The Doppler formula differs slightly between the two situations because the sound waves can travel only through the medium. The motion of the observer relative to the medium is different in both cases. Hence, the doppler formula is different.

Light waves can propagate in vacuum. In the vacuum, the speed of light does not depend on the motion of the observer and the source.

When light travels in the medium, the doppler formula for the two cases will be different.

16. In a double-slit experiment using the light of wavelength 600 nm, the angular width of a fringe formed on a distant screen is 0.1°. What is the spacing between the two slits?

Answer:

Wavelength of the light, λ = 600 nm

The angular width of the fringe formed, θ = 0.1° = 0.1 π/180

Spacing between the slits, d = λ/θ = (600 x 10^-9 x 180)/(0.1 x 3.14)

= 108000 x 10^-9/0.314

d = 3.44 x 10^-4 m

17. Answer the following questions:

(a) In a single slit diffraction experiment, the width of the slit is made double the original width. How does this affect the size and intensity of the central diffraction band?

(b) In what way is diffraction from each slit related to the interference pattern in a double-slit experiment?

(c) When a tiny circular obstacle is placed in the path of light from a distant source, a bright spot is seen at the centre of the shadow of the obstacle. Explain why?

(d) Two students are separated by a 7 m partition wall in a room 10 m high.

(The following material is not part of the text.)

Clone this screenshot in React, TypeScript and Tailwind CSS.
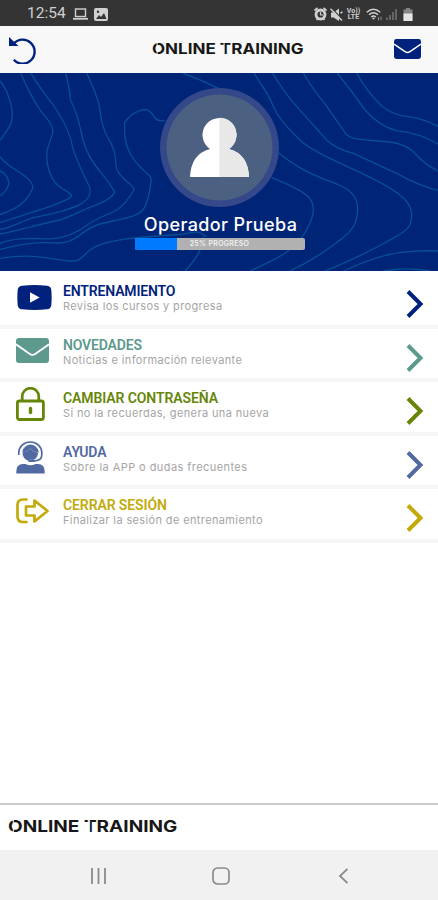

If both light and sound waves can bend around obstacles, how is it that the students are unable to see each other even though they can converse easily?

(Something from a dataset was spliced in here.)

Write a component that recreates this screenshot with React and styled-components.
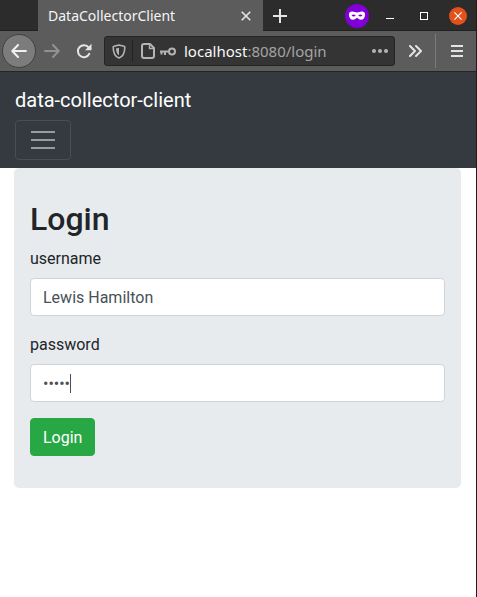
import React, { useState } from "react";
import styled, { createGlobalStyle } from "styled-components";

const GlobalStyle = createGlobalStyle`
  *, *::before, *::after { box-sizing: border-box; }
  html, body { margin: 0; background: #ffffff; }
  button, input { font: inherit; }
  h1 { margin: 0; }
`;

const Window = styled.div`
  min-height: 100vh;
  display: flex;
  flex-direction: column;
  border-right: 1px solid #231a1e;
  background: #ffffff;
  color: #212529;
  font: 400 16px/24px Roboto, "Liberation Sans", sans-serif;
`;

const TabBar = styled.div`
  display: flex;
  height: 31px;
  padding-left: 38px;
  background: #2c2c2c;
  box-shadow: inset 0 -1px #202020;
`;

const Tab = styled.div`
  display: flex;
  align-items: center;
  justify-content: space-between;
  flex: 0 1 225px;
  padding: 0 8px 0 10px;
  background: #5c5c5c;
  color: #f5f5f5;
  font: 400 14px/20px "Noto Sans", "Open Sans", sans-serif;
  white-space: nowrap;
`;

const PlainButton = styled.button`
  display: flex;
  align-items: center;
  justify-content: center;
  flex: none;
  width: ${(p) => p.$width || 32}px;
  padding: 0;
  border: 0;
  background: transparent;
  color: ${(p) => p.$color || "#e4e4e4"};
`;

const WindowControls = styled.div`
  display: flex;
  align-items: center;
  margin-left: auto;
  padding-right: 9px;
`;

const RoundBadge = styled.span`
  display: flex;
  align-items: center;
  justify-content: center;
  width: 24px;
  height: 24px;
  margin-right: 4px;
  border-radius: 50%;
  background: #8000d7;
`;

const CloseWindow = styled.button`
  display: flex;
  align-items: center;
  justify-content: center;
  width: 18px;
  height: 18px;
  margin-left: 8px;
  padding: 0;
  border: 0;
  border-radius: 50%;
  background: #e2501c;
`;

const Toolbar = styled.div`
  display: flex;
  align-items: center;
  height: 41px;
  padding: 0 3px 0 2px;
  background: #5c5c5c;
  border-bottom: 1px solid #252528;
`;

const BackButton = styled.button`
  display: flex;
  align-items: center;
  justify-content: center;
  flex: none;
  width: 34px;
  height: 34px;
  padding: 0;
  border: 1px solid #414141;
  border-radius: 50%;
  background: #7c7c7c;
`;

const AddressBar = styled.div`
  display: flex;
  align-items: center;
  flex: 1;
  min-width: 0;
  height: 30px;
  margin-left: 4px;
  padding: 0 6px 0 7px;
  border: 1px solid #242424;
  border-radius: 3px;
  background: #343434;
`;

const AddressDivider = styled.span`
  width: 1px;
  height: 22px;
  margin: 0 8px 0 6px;
  background: #232323;
`;

const Address = styled.span`
  flex: 1;
  min-width: 0;
  margin-left: 8px;
  overflow: hidden;
  color: #a4a4a4;
  font: 400 15px/20px "Noto Sans", "Open Sans", sans-serif;
  white-space: nowrap;
`;

const Host = styled.span`
  color: #f8f8f8;
`;

const ToolbarDivider = styled.span`
  width: 1px;
  height: 34px;
  margin: 0 4px 0 0;
  background: #7b7b7b;
`;

const Navbar = styled.nav`
  display: flex;
  flex-direction: column;
  align-items: flex-start;
  padding: 8px 15px;
  background: #343a40;
`;

const Brand = styled.a`
  padding: 5px 0;
  color: #ffffff;
  font-size: 20px;
  line-height: 30px;
  text-decoration: none;
`;

const NavToggle = styled.button`
  display: flex;
  align-items: center;
  justify-content: center;
  width: 56px;
  height: 40px;
  padding: 0;
  border: 1px solid #484e53;
  border-radius: 4px;
  background: transparent;
`;

const LoginForm = styled.form`
  margin: 0 15px 0 14px;
  padding: 32px 16px;
  border-radius: 5px;
  background: #e7ebee;
`;

const Title = styled.h1`
  margin-bottom: 8px;
  font-size: 32px;
  font-weight: 500;
  line-height: 38px;
`;

const Field = styled.div`
  display: flex;
  flex-direction: column;
  margin-bottom: 16px;
`;

const Label = styled.label`
  padding-bottom: 6px;
  line-height: 26px;
`;

const InputWrap = styled.div`
  position: relative;
  display: flex;
`;

const TextInput = styled.input`
  width: 100%;
  height: 38px;
  padding: 6px 12px;
  border: 1px solid #ced4da;
  border-radius: 4px;
  outline: none;
  background: #ffffff;
  color: #495057;
`;

const Caret = styled.span`
  position: absolute;
  top: 10px;
  left: 40px;
  width: 1px;
  height: 19px;
  background: #495057;
`;

const SubmitButton = styled.button`
  display: block;
  height: 38px;
  padding: 6px 12px 4px;
  border: 1px solid #28a745;
  border-radius: 4px;
  background: #28a745;
  color: #ffffff;
  line-height: 26px;
`;

const Icon = styled.svg.attrs({ "aria-hidden": true })`
  display: block;
  flex: none;
  fill: none;
  stroke: currentColor;
  stroke-width: 2;
`;

const SiteIcons = styled.span`
  display: flex;
  align-items: center;
  gap: 5px;
  color: #b4b4b4;
`;

function BrowserTabs() {
  return (
    <TabBar>
      <Tab>
        DataCollectorClient
        <PlainButton $width={18} aria-label="Close tab">
          <Icon width="10" height="10" viewBox="0 0 10 10">
            <path d="M.7.7l8.6 8.6M9.3.7L.7 9.3" strokeWidth="1.6" />
          </Icon>
        </PlainButton>
      </Tab>
      <PlainButton $width={34} aria-label="New tab">
        <Icon width="14" height="14" viewBox="0 0 14 14">
          <path d="M7 0v14M0 7h14" />
        </Icon>
      </PlainButton>
      <WindowControls>
        <RoundBadge role="img" aria-label="Private browsing">
          <Icon width="16" height="9" viewBox="0 0 16 9">
            <path
              d="M2.5.5C5 .2 6 1.4 8 1.4S11 .2 13.5.5C15.4.8 16 2 16 3.7c0 3-1.7 5-4.1 5C9.8 8.7 9 7 8 7s-1.8 1.7-3.9 1.7C1.7 8.7 0 6.7 0 3.7 0 2 .6.8 2.5.5zM2.5 4.6c1.2 1.3 3 1.3 4.3 0C5.7 3 3.5 3 2.5 4.6zm6.7 0c1.3 1.3 3.1 1.3 4.3 0-1-1.6-3.2-1.6-4.3 0z"
              fill="#fff"
              fillRule="evenodd"
              stroke="none"
            />
          </Icon>
        </RoundBadge>
        <PlainButton $width={34} $color="#fff" aria-label="Minimize">
          <Icon width="8" height="8" viewBox="0 0 8 8">
            <path d="M0 6.5h8" strokeWidth="1" />
          </Icon>
        </PlainButton>
        <PlainButton $width={34} $color="#fff" aria-label="Maximize">
          <Icon width="8" height="8" viewBox="0 0 8 8">
            <rect x=".5" y=".5" width="7" height="7" strokeWidth="1" />
          </Icon>
        </PlainButton>
        <CloseWindow aria-label="Close window">
          <Icon width="8" height="8" viewBox="0 0 8 8">
            <path d="M.4.4l7.2 7.2M7.6.4L.4 7.6" stroke="#fff" strokeWidth="1.1" />
          </Icon>
        </CloseWindow>
      </WindowControls>
    </TabBar>
  );
}

function BrowserToolbar() {
  return (
    <Toolbar>
      <BackButton aria-label="Back">
        <Icon width="16" height="14" viewBox="0 0 16 14">
          <path d="M7 1L1.3 7 7 13M1.5 7H15" stroke="#f0f0f0" strokeLinecap="round" strokeLinejoin="round" />
        </Icon>
      </BackButton>
      <PlainButton $color="#929292" aria-label="Forward">
        <Icon width="16" height="14" viewBox="0 0 16 14">
          <path d="M9 1l5.7 6L9 13M14.5 7H1" strokeLinecap="round" strokeLinejoin="round" />
        </Icon>
      </PlainButton>
      <PlainButton aria-label="Reload">
        <Icon width="16" height="16" viewBox="0 0 16 16">
          <path d="M12.700 4.500A6 6 0 1 0 13.300 10.800" strokeLinecap="round" />
          <path d="M15.500.8v6.400H9z" fill="currentColor" stroke="none" />
        </Icon>
      </PlainButton>
      <AddressBar>
        <SiteIcons>
          <Icon width="14" height="15" viewBox="0 0 14 15">
            <path d="M7 1L2 2.3c-.5.1-.8.5-.8 1C1.2 8.5 2.5 12.5 7 14c4.5-1.5 5.800-5.500 5.800-10.700 0-.5-.3-.9-.8-1z" strokeWidth="1.6" />
            <path d="M7 3.700L4 4.500C4.200 8 4.900 10.300 7 11.300z" fill="currentColor" stroke="none" />
          </Icon>
        </SiteIcons>
        <AddressDivider />
        <SiteIcons>
          <Icon width="14" height="16" viewBox="0 0 14 16">
            <path d="M3 1h6l4 4v8a2 2 0 0 1-2 2H3a2 2 0 0 1-2-2V3a2 2 0 0 1 2-2z" strokeLinejoin="round" />
            <path d="M8.500 1v4.500H13" strokeWidth="1.400" />
          </Icon>
          <Icon width="16" height="9" viewBox="0 0 16 9">
            <circle cx="12" cy="4.500" r="3" />
            <path d="M9 4.500H0M1.500 4.500v3M5 4.500v3.500" />
          </Icon>
        </SiteIcons>
        <Address>
          <Host>localhost</Host>:8080/login
        </Address>
        <PlainButton $width={16} $color="#b4b4b4" aria-label="Page actions">
          <Icon width="16" height="4" viewBox="0 0 16 4">
            <g fill="currentColor" stroke="none">
              <circle cx="2" cy="2" r="2" />
              <circle cx="8" cy="2" r="2" />
              <circle cx="14" cy="2" r="2" />
            </g>
          </Icon>
        </PlainButton>
      </AddressBar>
      <PlainButton $width={40} aria-label="More tools">
        <Icon width="14" height="12" viewBox="0 0 14 12">
          <path d="M2 1l5 5-5 5M8 1l5 5-5 5" strokeLinecap="round" strokeLinejoin="round" />
        </Icon>
      </PlainButton>
      <ToolbarDivider />
      <PlainButton $width={33} aria-label="Open menu">
        <Icon width="12" height="12" viewBox="0 0 12 12">
          <path d="M0 1h12M0 6h12M0 11h12" />
        </Icon>
      </PlainButton>
    </Toolbar>
  );
}

export default function App() {
  const [username, setUsername] = useState("Lewis Hamilton");
  const [password, setPassword] = useState("12345");

  return (
    <>
      <GlobalStyle />
      <Window>
        <BrowserTabs />
        <BrowserToolbar />
        <Navbar>
          <Brand href="#">data-collector-client</Brand>
          <NavToggle aria-label="Toggle navigation">
            <Icon width="24" height="18" viewBox="0 0 24 18">
              <path d="M0 1h24M0 9h24M0 17h24" stroke="#999c9f" />
            </Icon>
          </NavToggle>
        </Navbar>
        <LoginForm onSubmit={(e) => e.preventDefault()}>
          <Title>Login</Title>
          <Field>
            <Label htmlFor="username">username</Label>
            <TextInput
              id="username"
              type="text"
              value={username}
              onChange={(e) => setUsername(e.target.value)}
            />
          </Field>
          <Field>
            <Label htmlFor="password">password</Label>
            <InputWrap>
              <TextInput
                id="password"
                type="password"
                value={password}
                onChange={(e) => setPassword(e.target.value)}
              />
              <Caret />
            </InputWrap>
          </Field>
          <SubmitButton type="submit">Login</SubmitButton>
        </LoginForm>
      </Window>
    </>
  );
}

(e) Ray optics is based on the assumption that light travels in a straight line. Diffraction effects (observed when light propagates through small apertures/slits or around small obstacles) disprove this assumption. Yet the ray optics assumption is so commonly used in an understanding location and several other properties of images in optical instruments. What is the justification?

Answer:

(a) In a single slit diffraction experiment, if the width of the slit is made double the original width, the size of the central diffraction band reduces to half and the intensity of the band increases four times.

(b) If the width of each slit is comparable to the wavelength of light used, the interference pattern thus obtained in the double-slit experiment is modified by diffraction from each of the two slits.

(c) When a tiny circular obstacle is placed in the path of light from a distant source, a bright spot is seen at the centre of the shadow of the obstacle. The bright spot is formed due to the constructive interference of the light waves that gets diffracted from the edges of the circular obstacle.

(d) The obstacle bends the waves by a large angle if the wavelength of the wave is comparable with the size of the obstacle. The wavelength of the light wave is much smaller than the size of the wall. Therefore, the diffraction angle is also very small. As a result, the students will not be able to see each other. On the other hand, the size of the wall and the wavelength of the sound wave is comparable. Hence, the diffraction angle is large. Therefore, students can hear each other.

(e) The size of the aperture in the optical instruments are much larger than the wavelength of light. Therefore, the diffraction effect of light is negligible in these instruments. Thus the assumption of light travelling in a straight line can be used in these instruments.

18. Two towers on top of two hills are 40 km apart. The line joining them passes 50 m above a hill halfway between the towers. What is the longest wavelength of radio waves, which can be sent between the towers without appreciable diffraction effects?

Answer:

Distance between the towers = 40 km

Height of the line joining the hills, d = 50 m

The radial spread of the radio waves must not exceed 50 m

Aperture a = d = 50 m

The hill is located halfway between the towers. Therefore, Fresnel’s distance is Z_p = 20 km

Fresnel’s distance can be given by the equation, Z_p = a²/λ

λ = a²/Z_p

= (50)²/(20 x 10³)

= 250/20 = 12.5 x 10^-3 m = 12.5 cm

19. A parallel beam of light of wavelength 500 nm falls on a narrow slit and the resulting diffraction pattern is observed on a screen 1 m away. It is observed that the first minimum is at a distance of 2.5 mm from the centre of the screen. Find the width of the slit.

Answer:

Wavelength of the beam of light, λ = 500 nm

Distance between the slit and the screen, D= 1 m

Distance of the first minimum from the centre of the screen,  x = 2.5 mm = 2.5 x 10^-3 m

First minima, n = 1

Consider the equation, nλ = xd/D

⇒ d = nλD/x = ( 1 x 500 x 10^-9 x 1) /( 2.5 x 10^-3 )

= 200 x 10^-6 m

20. Answer the following questions:

(a) When a low flying aircraft passes overhead, we sometimes notice a slight shaking of the picture on our TV screen. Suggest a possible explanation.

(b) As you have learnt in the text, the principle of linear superposition of wave displacement is basic to understanding intensity distributions in diffraction and interference patterns. What is the justification of this principle?

Answer:

(a) The weak radar signals from the aircraft interfere with the TV signal received by the antenna.

(b) This is because superposition follows from the linear character of a differential equation that governs wave motion.

21. In deriving the single slit diffraction pattern, it was stated that the intensity is zero at angles of nλ/a. Justify this by suitably dividing the slit to bring out the cancellation.

Answer:

Let “a”  be the width of a single slit. The single slit is further divided into n smaller slits of width a’.

a’ = a/n

Each of the smaller slits should produce zero intensity for the single slit to produce zero intensity.

For this to happen, the angle of diffraction, θ = λ/a’

⇒ θ  = λ/(a/n)

or, θ = nλ/a

Therefore, in deriving the single slit diffraction pattern, it was stated that the intensity is zero at angles of nλ/a.